Eventually sites like Shutterstock can use computer vision to power new types of searching, or new ways to interact with images. Someday you could search for a pair of shoes you see on a celebrity by dragging a box over that part of a photo—you wouldn’t need to describe the shoes or even know the name of their wearer.
“When you start changing your discovery experience to be more based on pixels, you can affect your searches in ways that so far the industry hasn’t seen,” Lester says.
For computer vision in general, the applications seem limitless. When combined with other types of technology like robotics and artificial intelligence, computer vision can help self-driving cars see pedestrians or enable robots to properly grip an object or help the blind see.
And while Lucey anticipates we’ll run into some more issues—with privacy, with people losing their jobs as industries transform—he believes that computer vision is a force that can be used to make the world better.
“I think much like video compression, computer vision is eventually just going to be not noticeable.

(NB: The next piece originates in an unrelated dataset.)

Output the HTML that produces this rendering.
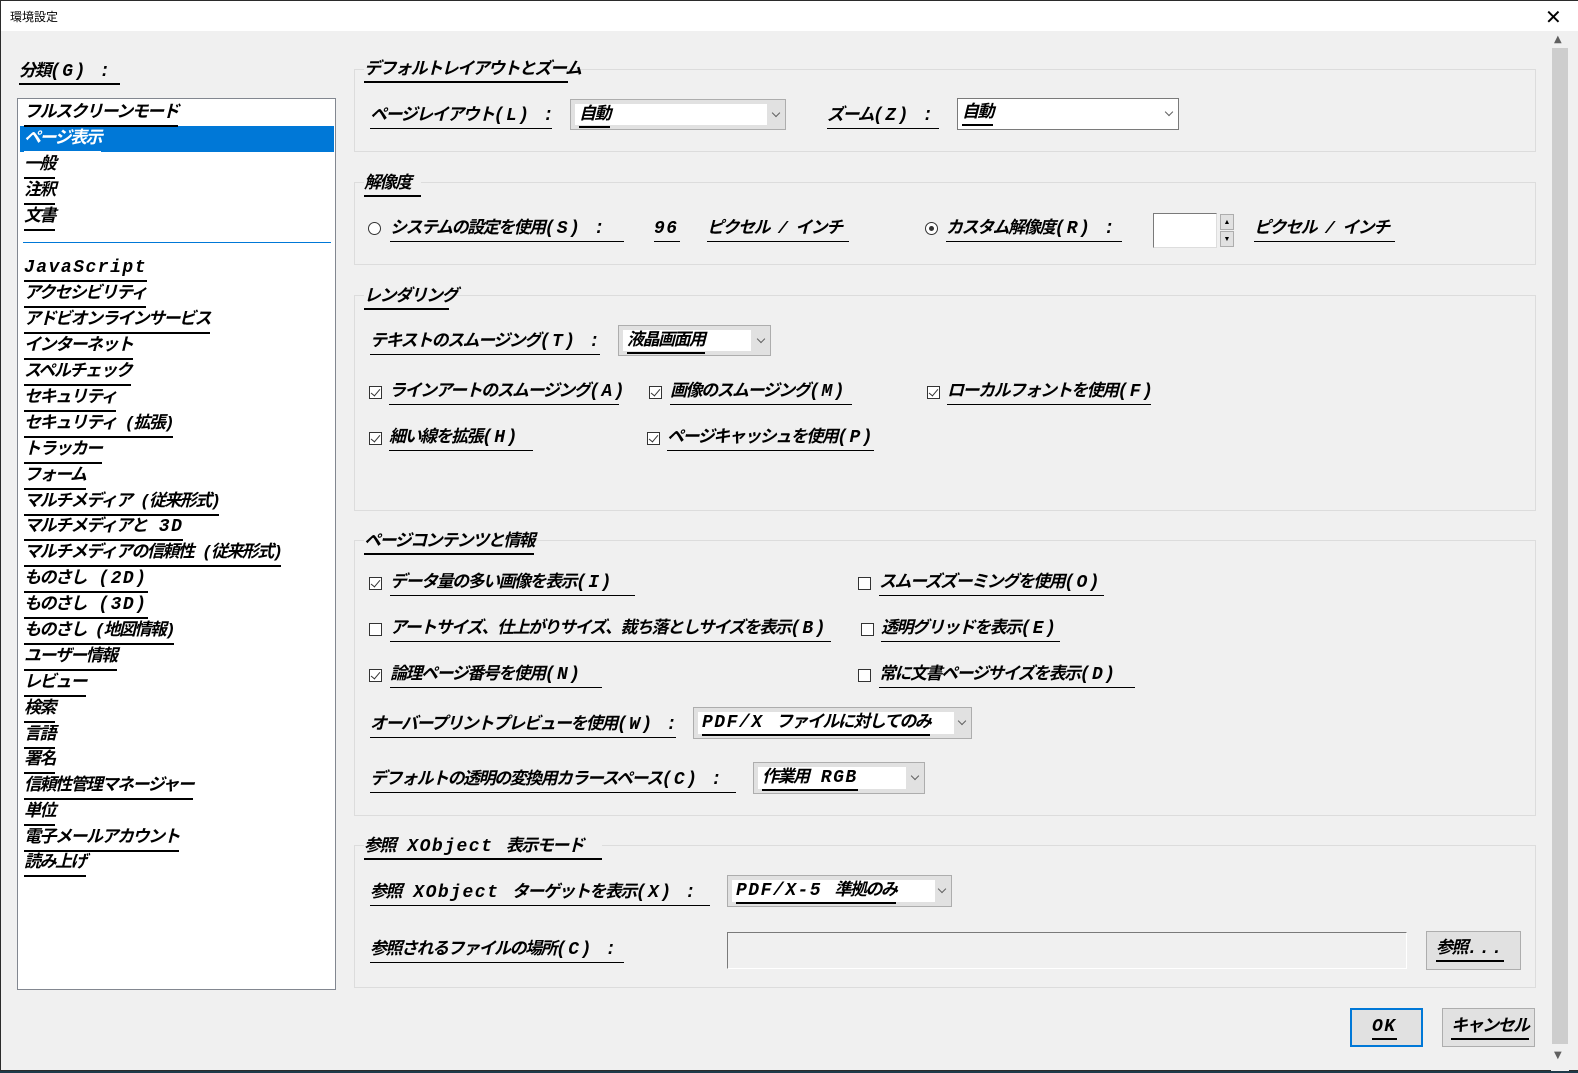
<!DOCTYPE html>
<html><head><meta charset="utf-8">
<style>
*{margin:0;padding:0;box-sizing:border-box}
html,body{width:1578px;height:1073px;overflow:hidden;background:#1d3a4a}
#win{position:absolute;left:0;top:0;width:1578px;height:1071px;background:#f0f0f0;border:1px solid #2b2b2b;border-top:none;border-right:none}
#title{position:absolute;left:0;top:0;width:1578px;height:31px;background:#fff;border-top:1px solid #2b2b2b}
#title span{position:absolute;left:9px;top:7px;font:12px "Liberation Sans","Noto Sans CJK JP",sans-serif;color:#000}
#close{position:absolute;left:1544px;top:4px;font:20px "Liberation Sans",sans-serif;color:#000}
.t{position:absolute;font:italic bold 17px "Liberation Mono","Noto Sans CJK JP",sans-serif;color:#000;white-space:nowrap;line-height:22px;height:27px;padding-top:4px;border-bottom:1px solid #000;letter-spacing:-1.5px}
.l{font-size:18px;letter-spacing:1.5px;line-height:18px}
.b2{border-bottom:2px solid #000}
.grp{position:absolute;border:1px solid #dcdcdc}
#list{position:absolute;left:16px;top:98px;width:319px;height:892px;background:#fff;border:1px solid #828790}
.li{position:absolute;left:6px;font:italic bold 17px "Liberation Mono","Noto Sans CJK JP",sans-serif;line-height:22px;height:27px;padding-top:3px;border-bottom:2px solid #000;white-space:nowrap;letter-spacing:-1.5px}
.dd{position:absolute;background:#e1e1e1;border:1px solid #adadad}
.dd .in{position:absolute;left:4px;top:4px;bottom:4px;background:#fff}
.dd .ar{position:absolute;right:6px;top:50%;width:6px;height:6px;margin-top:-5px;border-right:1px solid #606060;border-bottom:1px solid #606060;transform:rotate(45deg)}
.dd .t{height:24px;padding-top:1px;border-bottom:2px solid #000}
.cb{position:absolute;width:13px;height:13px;border:1px solid #333;background:#fff}
.cb.on::after{content:"";position:absolute;left:3px;top:0px;width:4px;height:8px;border-right:1px solid #333;border-bottom:1px solid #333;transform:rotate(40deg)}
.rb{position:absolute;width:13px;height:13px;border:1px solid #333;border-radius:50%;background:#fff}
.rb.on::after{content:"";position:absolute;left:3px;top:3px;width:5px;height:5px;border-radius:50%;background:#333}
.btn{position:absolute;background:#e1e1e1;border:1px solid #adadad}
</style></head><body>
<div id="win">
<div id="title"><span>環境設定</span><div id="close">✕</div></div>

<div style="position:absolute;left:1550px;top:31px;width:18px;height:1040px;background:#f0f0f0"></div>
<div style="position:absolute;left:1551px;top:48px;width:16px;height:996px;background:#cdcdcd"></div>
<div style="position:absolute;left:1553px;top:34px;font:10px 'DejaVu Sans',sans-serif;color:#606060">▲</div>
<div style="position:absolute;left:1553px;top:1050px;font:10px 'DejaVu Sans',sans-serif;color:#606060">▼</div>

<div class="t b2" style="left:18px;top:58px;width:101px">分類<span class="l">(G) :</span></div>
<div id="list">
<div style="position:absolute;left:2px;top:27px;width:314px;height:26px;background:#0078d7"></div>
<div class="li" style="top:1px">フルスクリーンモード</div>
<div class="li" style="top:27px;color:#fff;border-color:#fff">ページ表示</div>
<div class="li" style="top:53px">一般</div>
<div class="li" style="top:79px">注釈</div>
<div class="li" style="top:105px">文書</div>
<div style="position:absolute;left:5px;top:143px;width:308px;height:1px;background:#0078d7"></div>
<div class="li" style="top:156px"><span class="l">JavaScript</span></div>
<div class="li" style="top:182px">アクセシビリティ</div>
<div class="li" style="top:208px">アドビオンラインサービス</div>
<div class="li" style="top:234px">インターネット</div>
<div class="li" style="top:260px">スペルチェック</div>
<div class="li" style="top:286px">セキュリティ</div>
<div class="li" style="top:312px">セキュリティ (拡張)</div>
<div class="li" style="top:338px">トラッカー</div>
<div class="li" style="top:364px">フォーム</div>
<div class="li" style="top:390px">マルチメディア (従来形式)</div>
<div class="li" style="top:415px">マルチメディアと<span class="l"> 3D</span></div>
<div class="li" style="top:441px">マルチメディアの信頼性 (従来形式)</div>
<div class="li" style="top:467px">ものさし<span class="l"> (2D)</span></div>
<div class="li" style="top:493px">ものさし<span class="l"> (3D)</span></div>
<div class="li" style="top:519px">ものさし (地図情報)</div>
<div class="li" style="top:545px">ユーザー情報</div>
<div class="li" style="top:571px">レビュー</div>
<div class="li" style="top:597px">検索</div>
<div class="li" style="top:623px">言語</div>
<div class="li" style="top:648px">署名</div>
<div class="li" style="top:674px">信頼性管理マネージャー</div>
<div class="li" style="top:700px">単位</div>
<div class="li" style="top:726px">電子メールアカウント</div>
<div class="li" style="top:751px">読み上げ</div>
</div>

<div class="grp" style="left:353px;top:69px;width:1182px;height:83px"></div>
<div class="grp" style="left:353px;top:182px;width:1182px;height:83px"></div>
<div class="grp" style="left:353px;top:295px;width:1182px;height:216px"></div>
<div class="grp" style="left:353px;top:540px;width:1182px;height:276px"></div>
<div class="grp" style="left:353px;top:845px;width:1182px;height:143px"></div>

<div class="t b2" style="left:363px;top:56px;width:204px;background:#f0f0f0">デフォルトレイアウトとズーム</div>
<div class="t b2" style="left:363px;top:170px;width:57px;background:#f0f0f0">解像度</div>
<div class="t b2" style="left:363px;top:283px;width:85px;background:#f0f0f0">レンダリング</div>
<div class="t b2" style="left:363px;top:528px;width:170px;background:#f0f0f0">ページコンテンツと情報</div>
<div class="t b2" style="left:363px;top:833px;width:238px;background:#f0f0f0">参照<span class="l"> XObject </span>表示モード</div>

<div class="t" style="left:369px;top:102px;width:182px">ページレイアウト<span class="l">(L) :</span></div>
<div class="dd" style="left:569px;top:99px;width:216px;height:31px"><div class="in" style="width:192px"><div class="t" style="left:4px;top:0px">自動</div></div><div class="ar"></div></div>
<div class="t" style="left:826px;top:102px;width:112px">ズーム<span class="l">(Z) :</span></div>
<div class="dd" style="left:956px;top:98px;width:222px;height:32px;background:#fff;border-color:#7a7a7a"><div class="t" style="left:4px;top:3px">自動</div><div class="ar"></div></div>

<div class="rb" style="left:367px;top:222px"></div>
<div class="t" style="left:389px;top:215px;width:234px">システムの設定を使用<span class="l">(S) :</span></div>
<div class="t" style="left:653px;top:215px;width:26px"><span class="l">96</span></div>
<div class="t" style="left:706px;top:215px;width:142px">ピクセル / インチ</div>
<div class="rb on" style="left:924px;top:222px"></div>
<div class="t" style="left:945px;top:215px;width:176px">カスタム解像度<span class="l">(R) :</span></div>
<div style="position:absolute;left:1152px;top:213px;width:64px;height:35px;background:#fff;border:1px solid #7a7a7a;border-right-color:#ddd;border-bottom-color:#ddd"></div>
<div class="btn" style="left:1219px;top:214px;width:14px;height:16px;font-size:7px;text-align:center;line-height:14px">▲</div>
<div class="btn" style="left:1219px;top:231px;width:14px;height:16px;font-size:7px;text-align:center;line-height:14px">▼</div>
<div class="t" style="left:1253px;top:215px;width:141px">ピクセル / インチ</div>

<div class="t" style="left:369px;top:328px;width:230px">テキストのスムージング<span class="l">(T) :</span></div>
<div class="dd" style="left:617px;top:325px;width:153px;height:31px"><div class="in" style="width:128px"><div class="t" style="left:4px;top:0px">液晶画面用</div></div><div class="ar"></div></div>
<div class="cb on" style="left:368px;top:386px"></div>
<div class="t" style="left:388px;top:378px;width:230px">ラインアートのスムージング<span class="l">(A)</span></div>
<div class="cb on" style="left:648px;top:386px"></div>
<div class="t" style="left:669px;top:378px;width:182px">画像のスムージング<span class="l">(M)</span></div>
<div class="cb on" style="left:926px;top:386px"></div>
<div class="t" style="left:946px;top:378px;width:204px">ローカルフォントを使用<span class="l">(F)</span></div>
<div class="cb on" style="left:368px;top:432px"></div>
<div class="t" style="left:388px;top:424px;width:144px">細い線を拡張<span class="l">(H)</span></div>
<div class="cb on" style="left:646px;top:432px"></div>
<div class="t" style="left:666px;top:424px;width:207px">ページキャッシュを使用<span class="l">(P)</span></div>

<div class="cb on" style="left:368px;top:577px"></div>
<div class="t" style="left:389px;top:569px;width:245px">データ量の多い画像を表示<span class="l">(I)</span></div>
<div class="cb" style="left:857px;top:577px"></div>
<div class="t" style="left:878px;top:569px;width:225px">スムーズズーミングを使用<span class="l">(O)</span></div>
<div class="cb" style="left:368px;top:623px"></div>
<div class="t" style="left:389px;top:615px;width:441px">アートサイズ、仕上がりサイズ、裁ち落としサイズを表示<span class="l">(B)</span></div>
<div class="cb" style="left:860px;top:623px"></div>
<div class="t" style="left:880px;top:615px;width:179px">透明グリッドを表示<span class="l">(E)</span></div>
<div class="cb on" style="left:368px;top:669px"></div>
<div class="t" style="left:389px;top:661px;width:212px">論理ページ番号を使用<span class="l">(N)</span></div>
<div class="cb" style="left:857px;top:669px"></div>
<div class="t" style="left:878px;top:661px;width:256px">常に文書ページサイズを表示<span class="l">(D)</span></div>
<div class="t" style="left:369px;top:711px;width:306px">オーバープリントプレビューを使用<span class="l">(W) :</span></div>
<div class="dd" style="left:692px;top:707px;width:279px;height:32px"><div class="in" style="width:256px"><div class="t" style="left:4px;top:0px"><span class="l">PDF/X </span>ファイルに対してのみ</div></div><div class="ar"></div></div>
<div class="t" style="left:369px;top:766px;width:366px">デフォルトの透明の変換用カラースペース<span class="l">(C) :</span></div>
<div class="dd" style="left:752px;top:762px;width:172px;height:32px"><div class="in" style="width:148px"><div class="t" style="left:4px;top:0px">作業用<span class="l"> RGB</span></div></div><div class="ar"></div></div>

<div class="t" style="left:369px;top:879px;width:340px">参照<span class="l"> XObject </span>ターゲットを表示<span class="l">(X) :</span></div>
<div class="dd" style="left:726px;top:875px;width:225px;height:32px"><div class="in" style="width:203px"><div class="t" style="left:4px;top:0px"><span class="l">PDF/X-5 </span>準拠のみ</div></div><div class="ar"></div></div>
<div class="t" style="left:369px;top:936px;width:254px">参照されるファイルの場所<span class="l">(C) :</span></div>
<div style="position:absolute;left:726px;top:932px;width:680px;height:37px;background:#f0f0f0;border:1px solid #7a7a7a;border-right-color:#fff;border-bottom-color:#fff"></div>
<div class="btn" style="left:1425px;top:931px;width:95px;height:39px"><div class="t" style="left:9px;top:3px;border-bottom:2px solid #000">参照<span class="l">...</span></div></div>

<div class="btn" style="left:1349px;top:1008px;width:73px;height:39px;border:2px solid #0078d7"><div class="t" style="left:20px;top:3px;border-bottom:2px solid #000"><span class="l">OK</span></div></div>
<div class="btn" style="left:1441px;top:1008px;width:93px;height:39px"><div class="t" style="left:8px;top:4px;border-bottom:2px solid #000">キャンセル</div></div>
</div>
</body></html>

We’ll take it for granted. It’s just going to work,” he says. “I think that’s a sign of good tech, where the tech itself is no longer noticeable.”
With Shutterstock’s new tool launching today, we’re one step closer to that reality. And Lester and his colleagues are excited to see how customers will put it to use. “The exciting thing about putting it into the market is to see what people want from it and how they use it,” says Lawrence Lazare, the product director for Search and Discovery at Shutterstock. “Sometimes people don’t use it how you think they will.”